SmartSim includes a utility to freeze the graph of a TensorFlow or Keras model in smartsim.ml.tf. To use TensorFlow or Keras in SmartSim, specify TF as the argument for backend in the call to client.set_model or client.set_model_from_file.

Note that TensorFlow and Keras, unlike the other ML libraries supported by SmartSim, requires an input and output argument in the call to set_model. These arguments correspond to the layer names of the created model. The smartsim.ml.tf.freeze_model utility returns these values for convenience as shown below.

[13]:

from smartsim.ml.tf import freeze_model

# SmartSim utility for Freezing the model and saving it to a file.
model_path, inputs, outputs = freeze_model(model, os.getcwd(), "fcn.pb")

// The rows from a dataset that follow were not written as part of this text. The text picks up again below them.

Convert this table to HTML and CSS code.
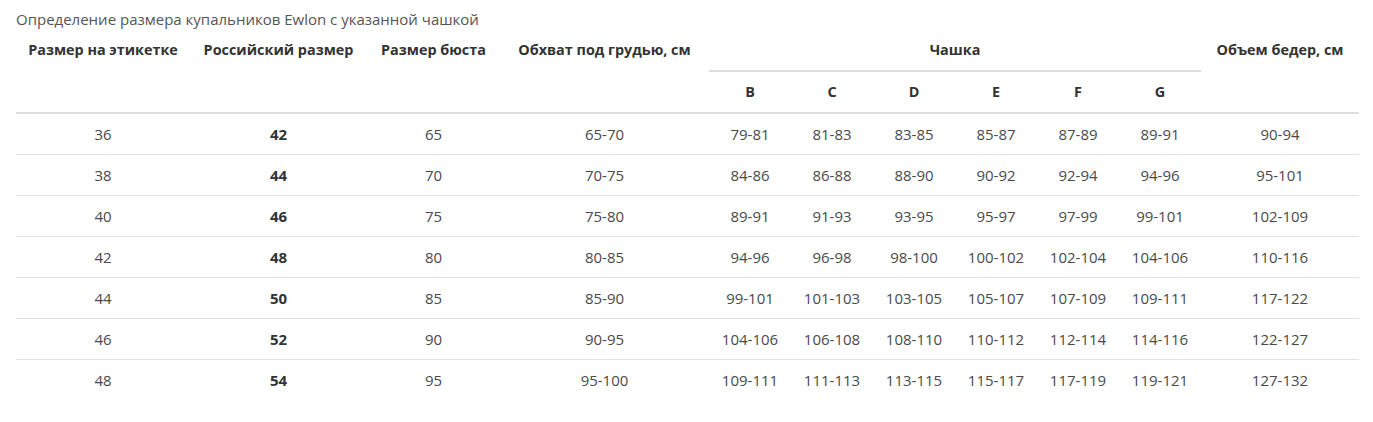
FILE: index.html
```html
<!DOCTYPE html>
<html lang="ru">
<head>
<meta charset="utf-8">
<link rel="stylesheet" href="styles.css">
</head>
<body>
<div class="wrap">
  <div class="caption">Определение размера купальников Ewlon с указанной чашкой</div>
  <table class="sizes">
    <colgroup>
      <col class="c1"><col class="c2"><col class="c3"><col class="c4">
      <col class="cup"><col class="cup"><col class="cup"><col class="cup"><col class="cup"><col class="cup">
      <col class="c11">
    </colgroup>
    <thead>
      <tr>
        <th rowspan="2" class="span">Размер на этикетке</th>
        <th rowspan="2" class="span">Российский размер</th>
        <th rowspan="2" class="span">Размер бюста</th>
        <th rowspan="2" class="span">Обхват под грудью, см</th>
        <th colspan="6" class="group">Чашка</th>
        <th rowspan="2" class="span">Объем бедер, см</th>
      </tr>
      <tr>
        <th class="sub">B</th><th class="sub">C</th><th class="sub">D</th><th class="sub">E</th><th class="sub">F</th><th class="sub">G</th>
      </tr>
    </thead>
    <tbody>
      <tr><td>36</td><td class="b">42</td><td>65</td><td>65-70</td><td>79-81</td><td>81-83</td><td>83-85</td><td>85-87</td><td>87-89</td><td>89-91</td><td>90-94</td></tr>
      <tr><td>38</td><td class="b">44</td><td>70</td><td>70-75</td><td>84-86</td><td>86-88</td><td>88-90</td><td>90-92</td><td>92-94</td><td>94-96</td><td>95-101</td></tr>
      <tr><td>40</td><td class="b">46</td><td>75</td><td>75-80</td><td>89-91</td><td>91-93</td><td>93-95</td><td>95-97</td><td>97-99</td><td>99-101</td><td>102-109</td></tr>
      <tr><td>42</td><td class="b">48</td><td>80</td><td>80-85</td><td>94-96</td><td>96-98</td><td>98-100</td><td>100-102</td><td>102-104</td><td>104-106</td><td>110-116</td></tr>
      <tr><td>44</td><td class="b">50</td><td>85</td><td>85-90</td><td>99-101</td><td>101-103</td><td>103-105</td><td>105-107</td><td>107-109</td><td>109-111</td><td>117-122</td></tr>
      <tr><td>46</td><td class="b">52</td><td>90</td><td>90-95</td><td>104-106</td><td>106-108</td><td>108-110</td><td>110-112</td><td>112-114</td><td>114-116</td><td>122-127</td></tr>
      <tr><td>48</td><td class="b">54</td><td>95</td><td>95-100</td><td>109-111</td><td>111-113</td><td>113-115</td><td>115-117</td><td>117-119</td><td>119-121</td><td>127-132</td></tr>
    </tbody>
  </table>
</div>
</body>
</html>
```
FILE: styles.css
```css
html, body {
  margin: 0;
  padding: 0;
  background: #fff;
}
body {
  font-family: "Open Sans", "Noto Sans", sans-serif;
  font-size: 15px;
  color: #444;
}
.wrap {
  padding: 8px 14px 0 16px;
}
.caption {
  font-size: 15px;
  line-height: 22px;
  color: #555;
}
.sizes {
  width: 1343px;
  table-layout: fixed;
  border-collapse: separate;
  border-spacing: 0;
}
.c1 { width: 174px; }
.c2 { width: 177px; }
.c3 { width: 133px; }
.c4 { width: 209px; }
.cup { width: 82px; }
.c11 { width: 158px; }
.sizes th,
.sizes td {
  padding: 10px 0;
  line-height: 20px;
  text-align: center;
  white-space: nowrap;
}
.sizes th {
  font-size: 14.4px;
  font-weight: 700;
  color: #333;
}
.sizes th.span {
  vertical-align: top;
  border-bottom: 2px solid #dddddd;
}
.sizes th.group,
.sizes th.sub {
  border-bottom: 2px solid #dddddd;
}
.sizes td {
  font-size: 15px;
  font-weight: 400;
  color: #4a4a4a;
  border-bottom: 1px solid #e2e2e2;
}
.sizes tbody tr:last-child td {
  border-bottom: 0;
}
.sizes td.b {
  font-weight: 700;
  color: #333;
}
```
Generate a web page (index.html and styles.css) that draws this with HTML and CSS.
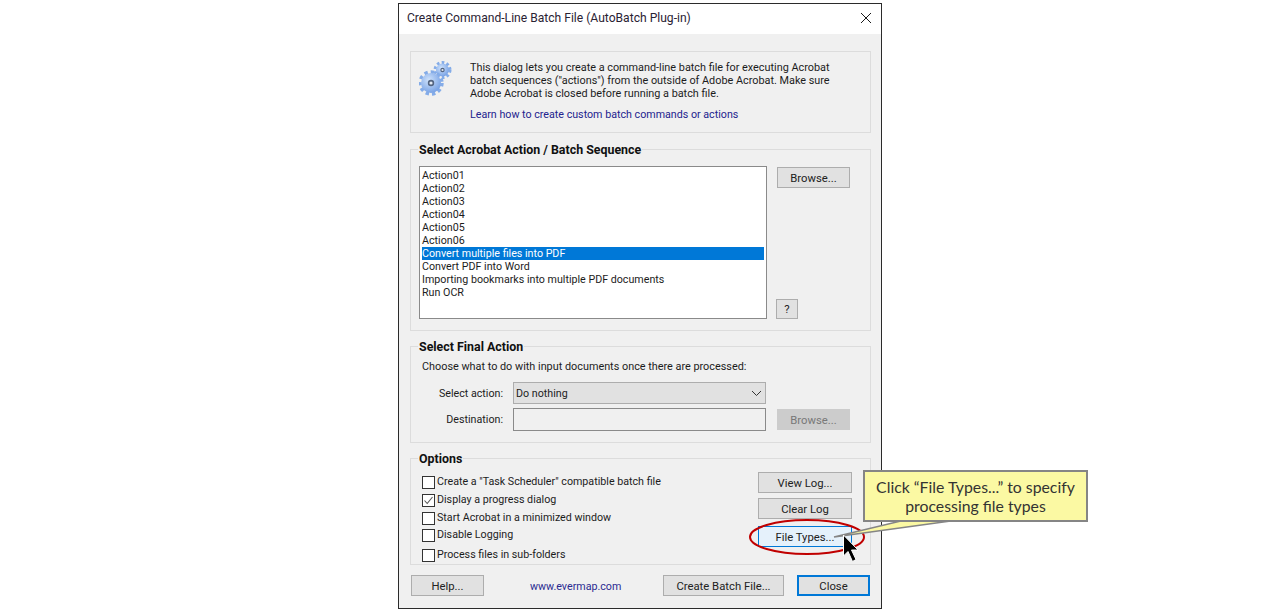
FILE: index.html
```html
<!DOCTYPE html>
<html lang="en">
<head>
<meta charset="utf-8">
<title>Create Command-Line Batch File</title>
<link rel="stylesheet" href="styles.css">
</head>
<body>
<main class="page">
  <section class="dialog">
    <header class="titlebar">
      <span class="title">Create Command-Line Batch File (AutoBatch Plug-in)</span>
      <svg class="close-x" width="12" height="12" viewBox="0 0 12 12"><path d="M1 1 11 11M11 1 1 11" stroke="#1a1a1a" stroke-width="1" fill="none"/></svg>
    </header>
    <div class="content">
      <div class="intro">
        <svg class="gears" width="36" height="36" viewBox="0 0 36 36">
          <defs>
            <radialGradient id="gearFill" cx="40%" cy="35%" r="75%">
              <stop offset="0" stop-color="#cfe2fb"/>
              <stop offset="1" stop-color="#6d9ae2"/>
            </radialGradient>
          </defs>
          <circle cx="23.5" cy="9" r="7.5" fill="none" stroke="#84ace8" stroke-width="3" stroke-dasharray="2.6 2.3"/>
          <circle cx="23.5" cy="9" r="6.5" fill="url(#gearFill)"/>
          <circle cx="23.5" cy="9" r="2.2" fill="#52637f"/>
          <circle cx="23.5" cy="9" r="1.1" fill="#dfe6f0"/>
          <circle cx="12" cy="22" r="11" fill="none" stroke="#84ace8" stroke-width="3.4" stroke-dasharray="3.4 3"/>
          <circle cx="12" cy="22" r="10" fill="url(#gearFill)"/>
          <circle cx="12" cy="22" r="3.2" fill="#52637f"/>
          <circle cx="12" cy="22" r="1.6" fill="#e4eaf3"/>
        </svg>
        <div class="intro-text">
          <p class="intro-par">This dialog lets you create a command-line batch file for executing Acrobat<br>batch sequences ("actions") from the outside of Adobe Acrobat. Make sure<br>Adobe Acrobat is closed before running a batch file.</p>
          <p class="link">Learn how to create custom batch commands or actions</p>
        </div>
      </div>

      <fieldset class="group group-seq">
        <legend>Select Acrobat Action / Batch Sequence</legend>
        <div class="seq-row">
          <ul class="listbox">
            <li>Action01</li>
            <li>Action02</li>
            <li>Action03</li>
            <li>Action04</li>
            <li>Action05</li>
            <li>Action06</li>
            <li class="selected">Convert multiple files into PDF</li>
            <li>Convert PDF into Word</li>
            <li>Importing bookmarks into multiple PDF documents</li>
            <li>Run OCR</li>
          </ul>
          <div class="seq-side">
            <button class="btn btn-browse">Browse...</button>
            <button class="btn btn-q">?</button>
          </div>
        </div>
      </fieldset>

      <fieldset class="group group-final">
        <legend>Select Final Action</legend>
        <p class="choose">Choose what to do with input documents once there are processed:</p>
        <div class="form-row row-select">
          <span class="label">Select action:</span>
          <div class="select">
            <span>Do nothing</span>
            <svg width="11" height="7" viewBox="0 0 11 7"><path d="M1 1 5.5 5.5 10 1" fill="none" stroke="#333" stroke-width="1"/></svg>
          </div>
        </div>
        <div class="form-row row-dest">
          <span class="label">Destination:</span>
          <div class="textbox"></div>
          <button class="btn btn-browse disabled">Browse...</button>
        </div>
      </fieldset>

      <fieldset class="group group-options">
        <legend>Options</legend>
        <div class="options-row">
          <div class="checks">
            <label class="check c1"><span class="box"></span>Create a "Task Scheduler" compatible batch file</label>
            <label class="check c2"><span class="box"><svg width="11" height="11" viewBox="0 0 11 11"><path d="M1.5 5.5 4.2 8.5 9.5 2" fill="none" stroke="#555" stroke-width="1.1"/></svg></span>Display a progress dialog</label>
            <label class="check c3"><span class="box"></span>Start Acrobat in a minimized window</label>
            <label class="check c4"><span class="box"></span>Disable Logging</label>
            <label class="check c5"><span class="box"></span>Process files in sub-folders</label>
          </div>
          <div class="option-btns">
            <button class="btn btn-opt">View Log...</button>
            <button class="btn btn-opt">Clear Log</button>
            <button class="btn btn-opt hot">File Types...</button>
          </div>
        </div>
      </fieldset>

      <footer class="footer">
        <button class="btn btn-help">Help...</button>
        <span class="site">www.evermap.com</span>
        <button class="btn btn-create">Create Batch File...</button>
        <button class="btn btn-close">Close</button>
      </footer>
    </div>
  </section>

  <svg class="annot" width="1280" height="613" viewBox="0 0 1280 613">
    <ellipse cx="807" cy="537" rx="57" ry="17" fill="none" stroke="#c00000" stroke-width="2"/>
    <path d="M834 537 905 520 958 520Z" fill="#fbf9a3" stroke="#858585" stroke-width="1.5"/>
    <path d="M843.5 535V556L848 551.5 852.5 561.5 856 559.5 851.5 550H858Z" fill="#000" stroke="#fff" stroke-width="1"/>
  </svg>
  <div class="callout">Click “File Types...” to specify<br>processing file types</div>
</main>
</body>
</html>
```

FILE: styles.css
```css
* { box-sizing: border-box; }
html, body { margin: 0; padding: 0; background: #fff; }
body { font-family: "Roboto", "Open Sans", sans-serif; font-size: 10.7px; color: #1c1c1c; }
p { margin: 0; }

.page { position: relative; width: 1280px; height: 613px; overflow: hidden; padding: 3px 0 0 398px; }

.dialog { width: 484px; height: 606px; border: 1px solid #2b2b2b; background: #f0f0f0; display: flex; flex-direction: column; }

.titlebar { height: 30px; flex: none; background: #fff; display: flex; align-items: center; justify-content: space-between; padding: 0 9px 2px 8px; }
.title { font-size: 12.1px; color: #2a2233; }

.content { flex: 1; padding: 17px 10px 0 11px; display: flex; flex-direction: column; }

.intro { height: 82px; border: 1px solid #dcdcdc; display: flex; padding: 9px 0 0 8px; flex: none; }
.gears { flex: none; margin-right: 15px; }
.intro-text { line-height: 13px; }
.intro-par { white-space: nowrap; font-size: 10.85px; }
.link { color: #23238e; margin-top: 8px; }

.group { border: 1px solid #dcdcdc; margin: 0; padding: 0 8px; flex: none; min-width: 0; }
.group legend { font-weight: 700; padding: 2px 1px 0; margin-left: -1px; line-height: 14px; color: #111; font-size: 12.4px; }

.group-seq { height: 190px; margin-top: 8px; }
.seq-row { display: flex; margin-top: 9px; }
.listbox { list-style: none; margin: 0; padding: 2px 2px 0; width: 348px; height: 153px; border: 1px solid #8a8a8a; background: #fff; flex: none; line-height: 13px; }
.listbox li { height: 13px; }
.listbox .selected { background: #0078d7; color: #fff; }
.seq-side { display: flex; flex-direction: column; align-items: flex-start; margin-left: 9px; justify-content: space-between; }

.btn { font-family: inherit; font-size: 11.3px; color: #222; background: #e1e1e1; border: 1px solid #adadad; padding: 1px 0 0; display: flex; align-items: center; justify-content: center; flex: none; }
.btn-browse { width: 73px; height: 21px; margin-left: 1px; margin-top: 1px; }
.btn-q { width: 22px; height: 20px; }
.disabled { background: #cccccc; border-color: #cccccc; color: #787878; }

.group-final { height: 105px; margin-top: 7px; }
.choose { margin: 6px 0 0 3px; line-height: 14px; font-size: 10.85px; }
.form-row { display: flex; align-items: center; }
.label { width: 84px; text-align: right; flex: none; margin-right: 10px; }
.row-select { margin-top: 8px; }
.select { width: 253px; height: 22px; background: #e1e1e1; border: 1px solid #adadad; display: flex; align-items: center; justify-content: space-between; padding: 0 3px 0 2px; }
.row-dest { margin-top: 4px; }
.textbox { width: 253px; height: 23px; background: #f0f0f0; border: 1px solid #8a8a8a; }
.row-dest .btn-browse { margin-left: 11px; margin-top: 0; }

.group-options { height: 115px; margin-top: 7px; }
.options-row { display: flex; justify-content: space-between; padding-right: 10px; }
.checks { display: flex; flex-direction: column; padding-left: 3px; padding-top: 9px; }
.check { display: flex; align-items: center; line-height: 14px; height: 14px; }
.c2, .c3 { margin-top: 4px; }
.c4 { margin-top: 3px; }
.c5 { margin-top: 6px; }
.box { width: 13px; height: 13px; border: 1px solid #333; background: #fff; margin-right: 2px; display: flex; }
.box svg { flex: none; }
.option-btns { display: flex; flex-direction: column; margin-top: 6px; gap: 5px; }
.btn-opt { width: 94px; height: 21px; }
.hot { background: #e5f1fb; border-color: #0078d7; margin-top: 2px; }

.footer { display: flex; align-items: flex-start; margin-top: 10px; margin-left: 1px; }
.btn-help { width: 73px; height: 21px; }
.site { color: #2b2b90; margin-left: 46px; margin-top: 5px; width: 133px; }
.btn-create { width: 121px; height: 21px; }
.btn-close { width: 73px; height: 21px; margin-left: 13px; border: 2px solid #0078d7; }

.annot { position: absolute; left: 0; top: 0; }
.callout { position: absolute; left: 863px; top: 470px; width: 225px; height: 52px; background: #fbf9a3; border: 2px solid #858585; font-family: "Lato", "Open Sans", sans-serif; font-size: 15.8px; line-height: 19px; color: #333; text-align: center; padding-top: 5px; }
```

# use the same client we used for PyTorch to set the TensorFlow model
# this time the method for setting a model from a saved file is shown.
# TensorFlow backed requires named inputs and outputs on graph
# this differs from PyTorch and ONNX.
client.set_model_from_file(
    "keras_fcn", model_path, "TF", device="CPU", inputs=inputs, outputs=outputs
)

# put random random input tensor into the database
input_data = np.random.rand(1, 28, 28).astype(np.float32)
client.put_tensor("input", input_data)

# run the Fully Connected Network model on the tensor we just put
# in and store the result of the inference at the "output" key
client.run_model("keras_fcn", "input", "output")

# get the result of the inference
pred = client.get_tensor("output")
print(pred)

[[0.06595241 0.11921222 0.02889561 0.20963618 0.08950416 0.11298887
  0.05179482 0.09778847 0.14826407 0.07596324]]

Using ONNX#

ONNX is a standard format for representing models. A number of different Machine Learning Libraries are supported by ONNX and can be readily used with SmartSim.

Some popular ones are:

As well as some that are not listed. There are also many tools to help convert models to ONNX.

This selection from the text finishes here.